Edinburgh Fringe 2024
Deluge
Andrea Maciel & Gabriela Flarys
Genre: Performance Art, Physical Theatre, Theatre
Venue: Summerhall
Festival: Edinburgh Fringe
Low Down
A beguiling theatrical piece of magical realism about the things we lose and how we grieve them. In a winning performance, Gabriela Flarys blends true stories with fiction, movement, text, comedy and live music. Based on interviews with people wondering: “Who am I in the wake of a loss?”
Review
In his book A Grief Observed, beloved author C.S. Lewis reveals what he learned in the wake of his wife’s tragic death from cancer at age 45: “I thought I could describe a state; make a map of sorrow. Sorrow, however, turns out not to be a state but a process.” In Deluge, imaginatively created by Andrea Maciel (director) and Gabriela Flarys (performer), the show is the process.

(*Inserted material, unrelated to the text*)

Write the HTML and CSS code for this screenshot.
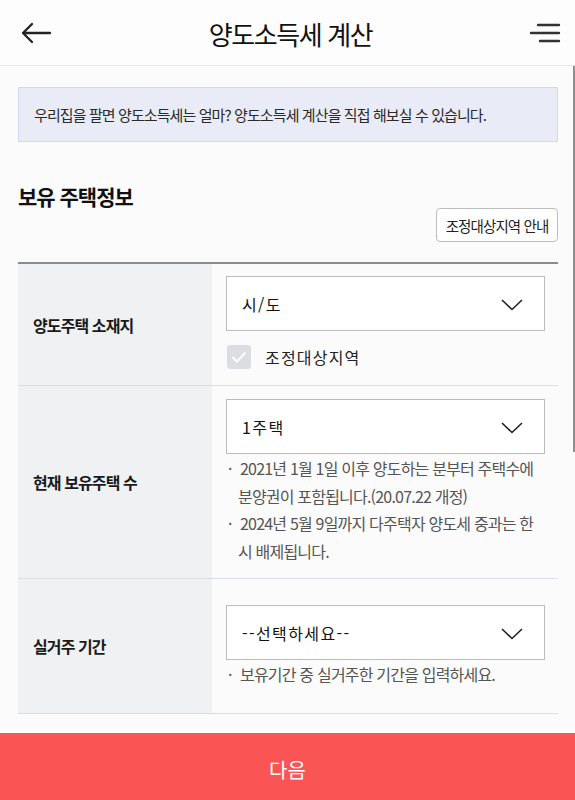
FILE: index.html
```html
<!DOCTYPE html>
<html lang="ko">
<head>
<meta charset="utf-8">
<title>양도소득세 계산</title>
<link rel="stylesheet" href="styles.css">
</head>
<body>
<header class="topbar">
  <button class="icon-btn" aria-label="뒤로">
    <svg width="32" height="24" viewBox="0 0 32 24"><path d="M30 12 H3 M12 3 L3 12 L12 21" fill="none" stroke="#222" stroke-width="2.3" stroke-linecap="round" stroke-linejoin="round"/></svg>
  </button>
  <h1 class="topbar-title">양도소득세 계산</h1>
  <button class="icon-btn" aria-label="메뉴">
    <svg width="32" height="22" viewBox="0 0 32 22"><path d="M9 3 H30 M2 11 H30 M11 19 H30" fill="none" stroke="#333" stroke-width="2.4" stroke-linecap="round"/></svg>
  </button>
</header>

<main class="content">
  <div class="intro">우리집을 팔면 양도소득세는 얼마? 양도소득세 계산을 직접 해보실 수 있습니다.</div>

  <h2 class="section-title">보유 주택정보</h2>
  <div class="section-actions">
    <button class="outline-btn">조정대상지역 안내</button>
  </div>

  <div class="form-table">
    <div class="row">
      <div class="label">양도주택 소재지</div>
      <div class="field field--first">
        <div class="select"><span>시/도</span><svg class="chev" width="22" height="12" viewBox="0 0 22 12"><path d="M1 1 L11 10.5 L21 1" fill="none" stroke="#222" stroke-width="1.6"/></svg></div>
        <label class="check">
          <span class="check-box"><svg width="16" height="12" viewBox="0 0 16 12"><path d="M1.5 6 L6 10.5 L14.5 1.5" fill="none" stroke="#fff" stroke-width="2"/></svg></span>
          <span>조정대상지역</span>
        </label>
      </div>
    </div>
    <div class="row">
      <div class="label">현재 보유주택 수</div>
      <div class="field field--second">
        <div class="select"><span>1주택</span><svg class="chev" width="22" height="12" viewBox="0 0 22 12"><path d="M1 1 L11 10.5 L21 1" fill="none" stroke="#222" stroke-width="1.6"/></svg></div>
        <ul class="notes">
          <li>2021년 1월 1일 이후 양도하는 분부터 주택수에 분양권이 포함됩니다.(20.07.22 개정)</li>
          <li>2024년 5월 9일까지 다주택자 양도세 중과는 한시 배제됩니다.</li>
        </ul>
      </div>
    </div>
    <div class="row">
      <div class="label">실거주 기간</div>
      <div class="field field--third">
        <div class="select"><span>--선택하세요--</span><svg class="chev" width="22" height="12" viewBox="0 0 22 12"><path d="M1 1 L11 10.5 L21 1" fill="none" stroke="#222" stroke-width="1.6"/></svg></div>
        <ul class="notes">
          <li>보유기간 중 실거주한 기간을 입력하세요.</li>
        </ul>
      </div>
    </div>
  </div>
</main>

<button class="next-btn">다음</button>
<div class="scroll-thumb"></div>
</body>
</html>
```

FILE: styles.css
```css
* { box-sizing: border-box; }

html, body {
  margin: 0;
  padding: 0;
}

body {
  width: 575px;
  background: #fbfbfb;
  font-family: "Noto Sans CJK KR", "Noto Sans", sans-serif;
  color: #222;
  position: relative;
}

.topbar {
  height: 66px;
  background: #fdfdfd;
  border-bottom: 1px solid #e6e6e6;
  display: flex;
  align-items: center;
  justify-content: space-between;
  padding: 0 14px 0 20px;
}

.icon-btn {
  border: 0;
  background: none;
  padding: 0;
  margin: 0;
  display: flex;
  align-items: center;
  height: 30px;
}

.topbar-title {
  margin: 0;
  font-size: 26px;
  font-weight: 400;
  letter-spacing: -1.4px;
  color: #111;
  line-height: 30px;
  padding-top: 2px;
}

.content {
  padding: 0 17px 0 18px;
}

.intro {
  margin-top: 21px;
  height: 55px;
  background: #e9ecf6;
  border: 1px solid #d3d8ef;
  padding: 0 0 0 15px;
  display: flex;
  align-items: center;
  font-size: 15px;
  letter-spacing: -0.9px;
  color: #2a2a2a;
}

.section-title {
  margin: 42px 0 0;
  font-size: 21px;
  line-height: 24px;
  font-weight: 700;
  letter-spacing: -1px;
  color: #111;
}

.section-actions {
  display: flex;
  justify-content: flex-end;
}

.outline-btn {
  height: 34px;
  width: 122px;
  padding: 0;
  background: #fff;
  border: 1px solid #bdbdbd;
  border-radius: 4px;
  font-family: inherit;
  font-size: 14.5px;
  letter-spacing: -0.9px;
  color: #222;
}

.form-table {
  margin-top: 20px;
  border-top: 2px solid #8c8c8c;
  margin-bottom: 19px;
}

.row {
  display: grid;
  grid-template-columns: 194px 1fr;
  border-bottom: 1px solid #dcdde2;
}

.label {
  background: #f0f1f3;
  display: flex;
  align-items: center;
  padding-left: 15px;
  font-size: 16px;
  font-weight: 600;
  letter-spacing: -0.9px;
  color: #1a1a1a;
}

.field {
  padding: 12px 13px 16px 14px;
}

.field--second {
  padding-top: 13px;
  padding-bottom: 13px;
}

.field--third {
  padding-top: 26px;
  padding-bottom: 24px;
}

.select {
  height: 55px;
  border: 1px solid #bcbcbc;
  background: #fff;
  display: flex;
  align-items: center;
  justify-content: space-between;
  padding: 0 21px 0 15px;
  font-size: 16px;
  letter-spacing: 1.4px;
  color: #111;
}

.chev { display: block; margin-top: 2px; }

.check {
  display: flex;
  align-items: center;
  margin-top: 14px;
  gap: 14px;
  font-size: 16px;
  color: #222;
  letter-spacing: 1.2px;
}

.check-box {
  width: 24px;
  height: 24px;
  margin-left: 1px;
  border-radius: 3px;
  background: #dcdde3;
  display: flex;
  align-items: center;
  justify-content: center;
}

.notes {
  list-style: none;
  margin: 1px 0 0;
  padding: 0;
  font-size: 16px;
  line-height: 27.5px;
  letter-spacing: -0.8px;
  color: #555;
}

.notes li {
  padding-left: 12px;
  text-indent: -12px;
}

.notes li::before {
  content: "·";
  display: inline-block;
  width: 12px;
  text-indent: 0;
  padding-left: 2px;
  letter-spacing: 0;
}

.next-btn {
  display: block;
  width: 100%;
  height: 67px;
  border: 0;
  margin: 0;
  background: #fa5455;
  color: #fff;
  font-family: inherit;
  font-size: 20px;
  padding-top: 8px;
}

.scroll-thumb {
  position: absolute;
  top: 66px;
  right: 0;
  width: 2px;
  height: 386px;
  background: #8f8f8f;
}
```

After a painful break-up, Flarys finds herself alone in the house she’d moved into with her former lover, a house now full of ever enlarging holes and leaks that cannot contain the waters rising around her. Grief inevitably floods in, and Flarys does all she can to keep it at bay, an absurd and futile quest recognizable to anyone who’s attempted to do the same in the throes of anguish. When spoken words will not do, she sings. (Or screams. The show pointedly begins with a caterwauling howl.) When vocalizations are insufficient, she twists and turns to escape the maze of sadness she never wanted to enter.
Though this is a solo show, Flarys does more than recount her own efforts to crawl out of the depressed muck from a love gone astray. (Far astray: all the way to Australia, where the other half of her relationship has gone to make jam; this map of sorrow covers a whole lotta miles.) Unsure what to do in her own state of sadness, she turns to friends for advice.
And it is the recounting of these specific stories from her friends — the death of a loved one, the loss of an object — when Deluge is strongest. One anecdote — the details of the time a friend lost all of her pets in one horrifying incident — hits particularly hard, so much so that a great deal of the show that follows often feels like slightly weakened tea in comparison.
But grief is never a competition, and that tea is tasty nonetheless because the jam-splattered Flarys is such excellent company. Irresistibly charming and hilarious, she sings, she dances and she becomes one with a stepladder. (Rarely, if ever, has a stepladder become such a valuable onstage co-star.) She contorts herself every which way, a beautiful and ultimately touching physical representation of what her emotions would do if they were able bodied. Like Gloria Gaynor, Flarys will survive, her humanity and humor fully intact.